For the heroes I daily find, walking through the sands of time (Jesus, Enoch, Captain Moroni, Joseph Smith, Jean Valjean, Sidney Carton, Aslan,…).

For the gift of earthly life.  Body, spirit, heart, and mind.

Heart to love and hands to serve.  God’s good work to do on earth.

For the daily simple deeds, waking, sleeping, working, play.

Daily learning how to lead, how to follow the Master’s steps.

For the gift of ears to hear, voices speaking from the dust.

Leading to eternal life, teaching patience, truth, and love.

For the daily simple deeds, waking, sleeping, working, play.

Daily learning how to lead, how to follow the Master’s steps.

Lord of all to thee I raise, this my hymn of grateful praise.

“Every good gift and every perfect gift is from above, and cometh down from the Father of lights…”  James 1:17

“Food for Thought” book cover

I spent most of the past two weeks in Salt Lake City.  Along with visiting family and friends, I stopped at Quilts, Etc.. a wonderful little shop on two corners of an intersection.  You read that right.  The northeast and southeast corners have wonderful little buildings just stuffed with fabric, patterns, and notions, designed to part any quilter from the money in their pocket (and on your credit card, if you aren’t careful).  What do quilters do, besides spend money?  They talk to the other quilters.  Everyone is a friend in a quilt shop.  So, when I found some fabric with books (not pictured on this blog, might be used for gifts in the future), I was asked what I could do with it.

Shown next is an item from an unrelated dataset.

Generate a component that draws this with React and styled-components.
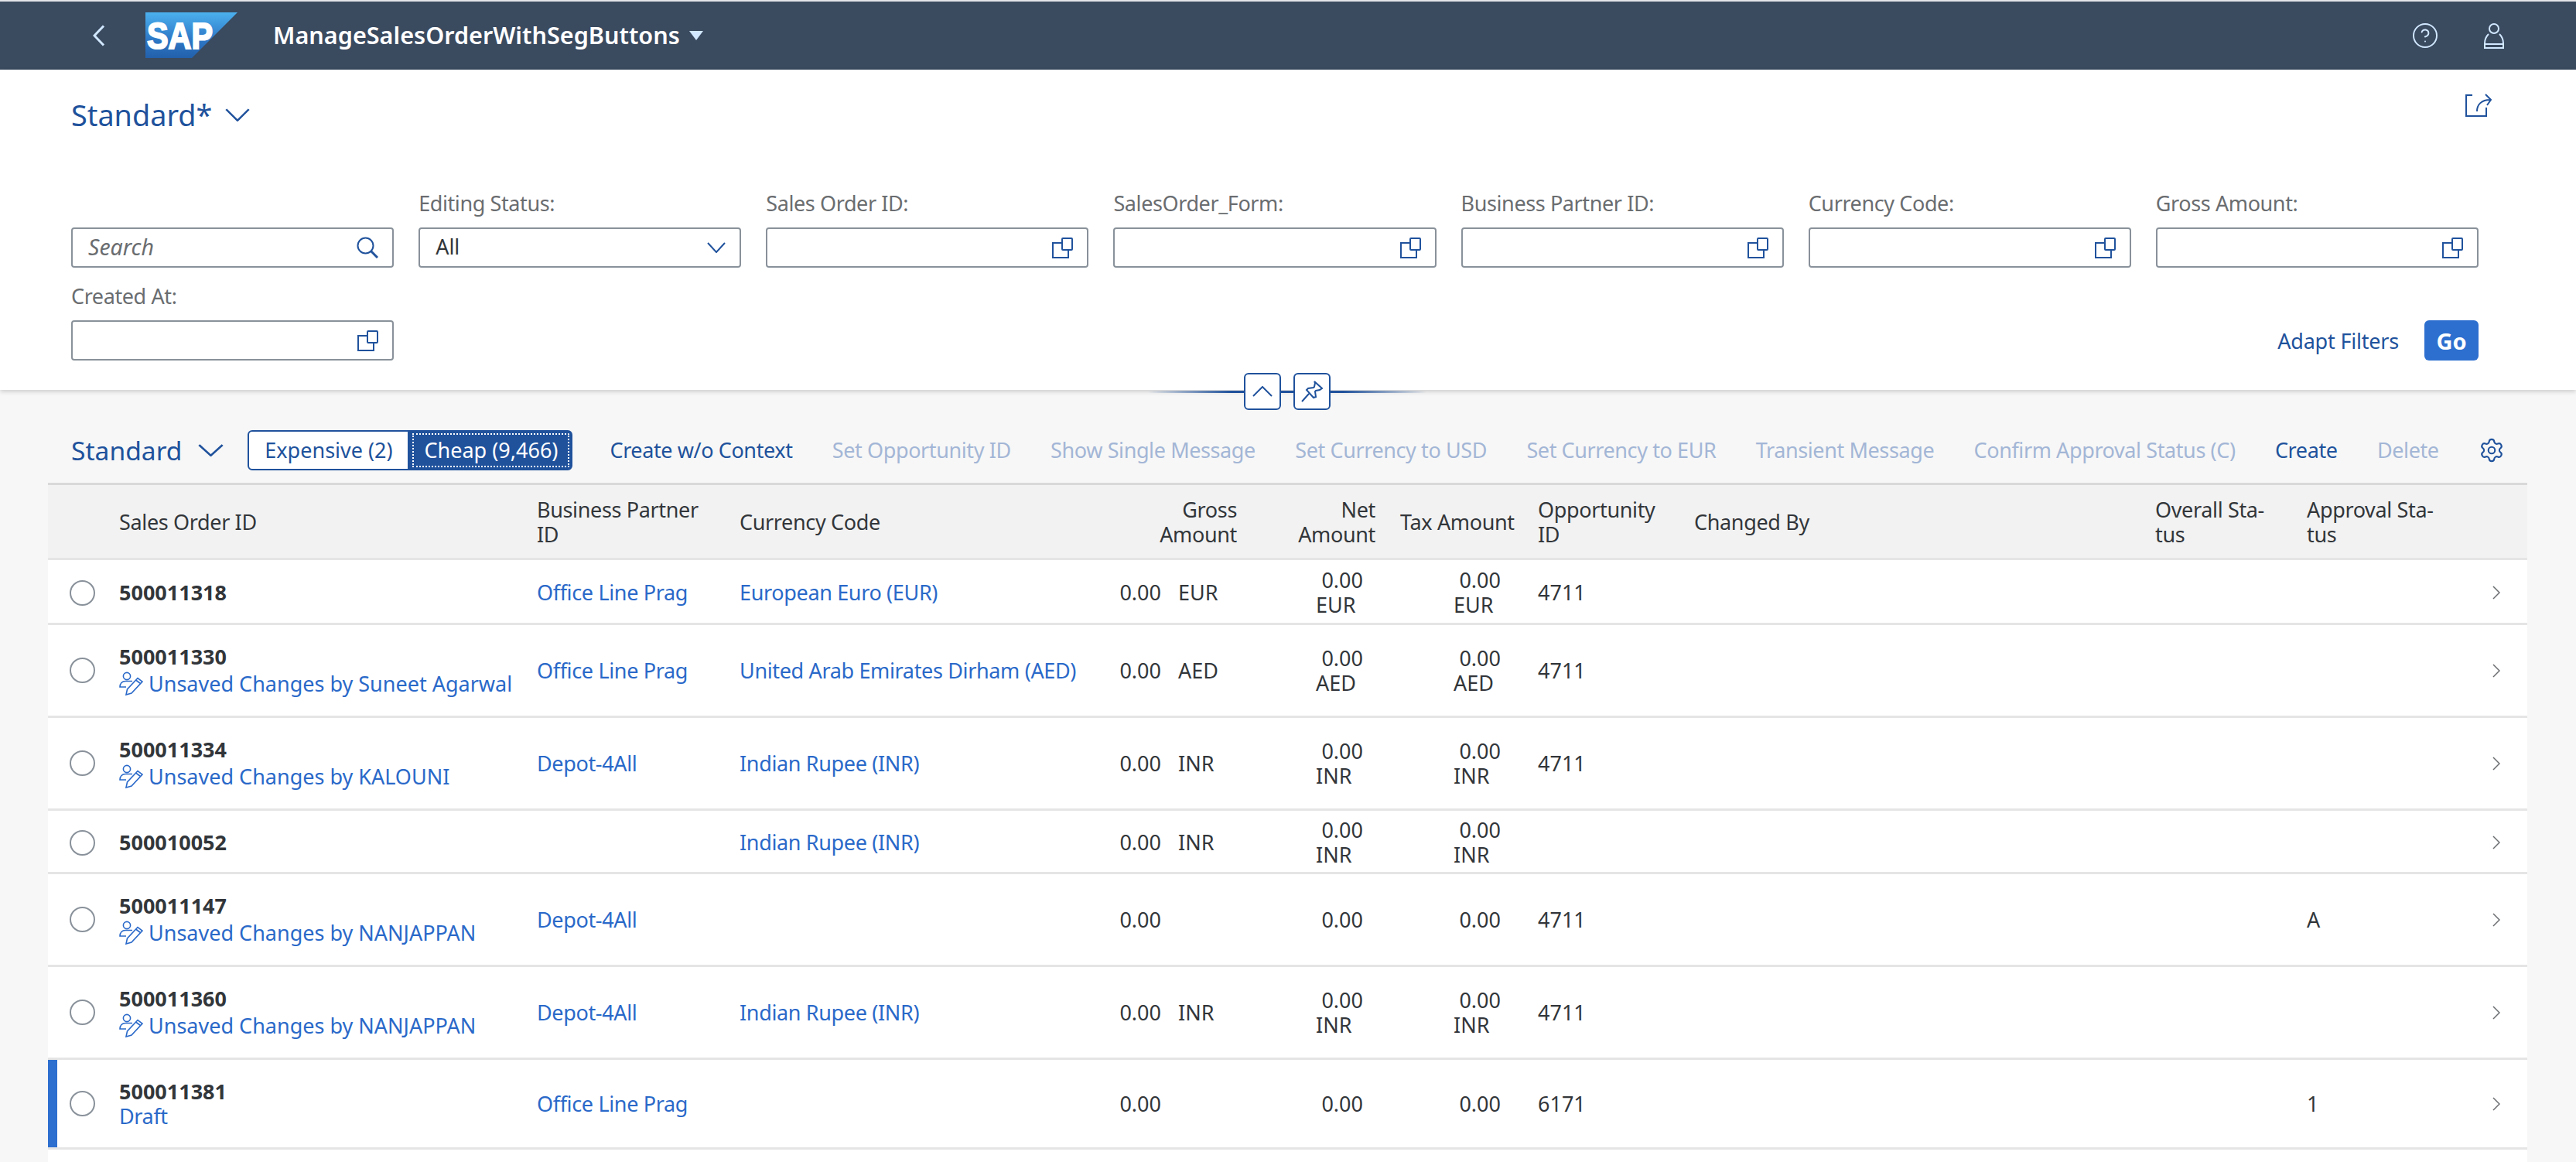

Well, in addition to quilting (and working so I have money to buy fabric), I love to read.  Give me a book, and I am happy.  Hardback, paperback, and now, on my Kindle Fire, books are wonderful.  For travel, my Kindle is so much easier than carrying all the books I might want to read.  However, nothing beats a book in the hand, curled up on the couch/bed/, in the apple tree, on a blanket under the tree, on a bus; you get the idea.  Here is one thing to do with great fabric.  The food looked good, hence the title…

Paperback Book Cover (fits a standard paperback book.  Adjust as needed for other size books.)


Main fabric, cut 1 piece 8 in.x 17 in.

Lining, cut 1 piece 8 in. x 10 in.

Interfacing for both pieces

Ribbon for the book mark


Ready for sewing.  I like to leave a little bit of fabric not covered by the interfacing.  Your choice.  Hem the short ends of the main fabric.  I used a single fold over and a zigzag stitch.

Now to pin the pieces together so that when you turn everything right side out, everything is in the right place!  This is the only “hard” part of the project.


Fold in equal amounts on the hemmed edges, leaving 10 inches for the cover.  Note placement of the bookmark ribbon.  This is where you want to put it!  Trust me, I have had vast experience with a seam ripper!  Don’t determine length of ribbon yet.  You will need more than you might think.


Tuck the ribbon inside.  Remember, your seam ripper gets enough experience on other projects.  None needed here.


Pin everything in place.  Sew across the top and bottom, 3/8 inch seam.  Turn, press.


Put a book in the cover.  Place the bookmark in the front of the book, then decide how long to cut the marker.  Finish end of ribbon with Fray Check.

Find someplace to curl up and enjoy!